Improving Incident Learning Part 2

Andrew Hatch
SEEK blog
Published in
7 min readMar 25, 2020

This is part 2 of a companion piece to a talk that was presented throughout 2019 and 2020: Learning from Incidents at SEEK

To avoid what became known as The Great DNS Outage of 2017 (and a record number of incidents for some months prior), a new and more detailed incident management process was established. This new process was designed to provide a view of the perceived lack of control over the rapid rate of system change, and the unchecked instability of system performance and ever-increasing outages.

One of the first tasks this new process sought to address, was the lack of detailed information on past incidents. A lack of historical detail meant that a view of the frequency and severity of incidents overtime was not possible. So to gain better insights, the we instantiated the establishment of post-mortems for all high-severity incidents.
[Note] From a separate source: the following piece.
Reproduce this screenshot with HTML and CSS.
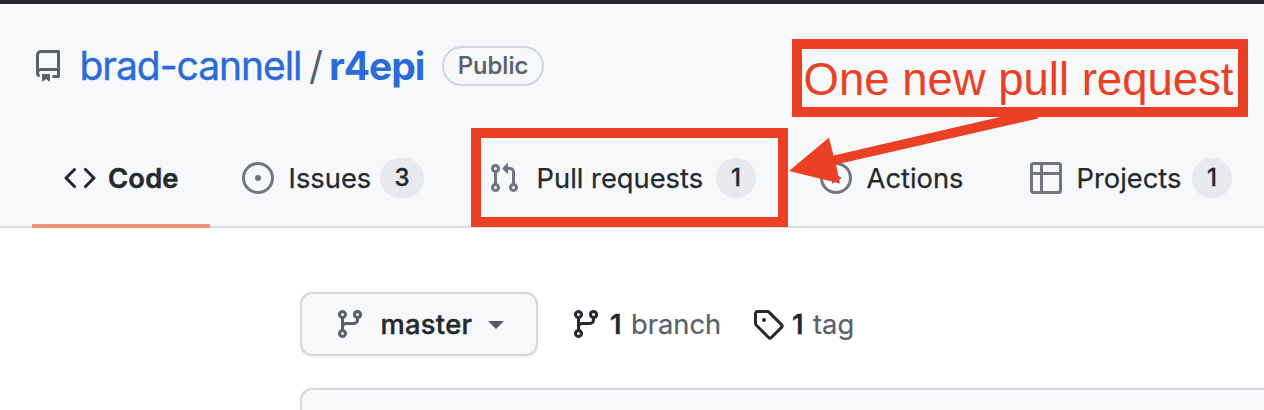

The primary aim of the post-mortem was to gain as much details from an incident as possible, with a strong focus on lagging indicators. We were also careful to make it a blameless process, that was just focused on facts. This ensured participants would feel safe to disclose details, be proactive about reporting system failures when they occurred, and not wait to be asked if something was going wrong when it inevitably did.

Photo by Emily Morter on Unsplash

The root cause may not be the sole cause

Post-mortem facilitators were encouraged to use the 5 Whys of investigation technique to identify the root cause of the problem. During the process, participants were also encouraged to identify a suite of localised action items for remediation, to avoid the incident occurring again. The post-mortem and action-item data once gathered, was written up and stored in different document and incident register systems.

Once a month the incident and post-mortem data was manually extracted and collated to produce detailed reports for senior management. These reports illustrated the statistical changes over time of incident frequency and severity.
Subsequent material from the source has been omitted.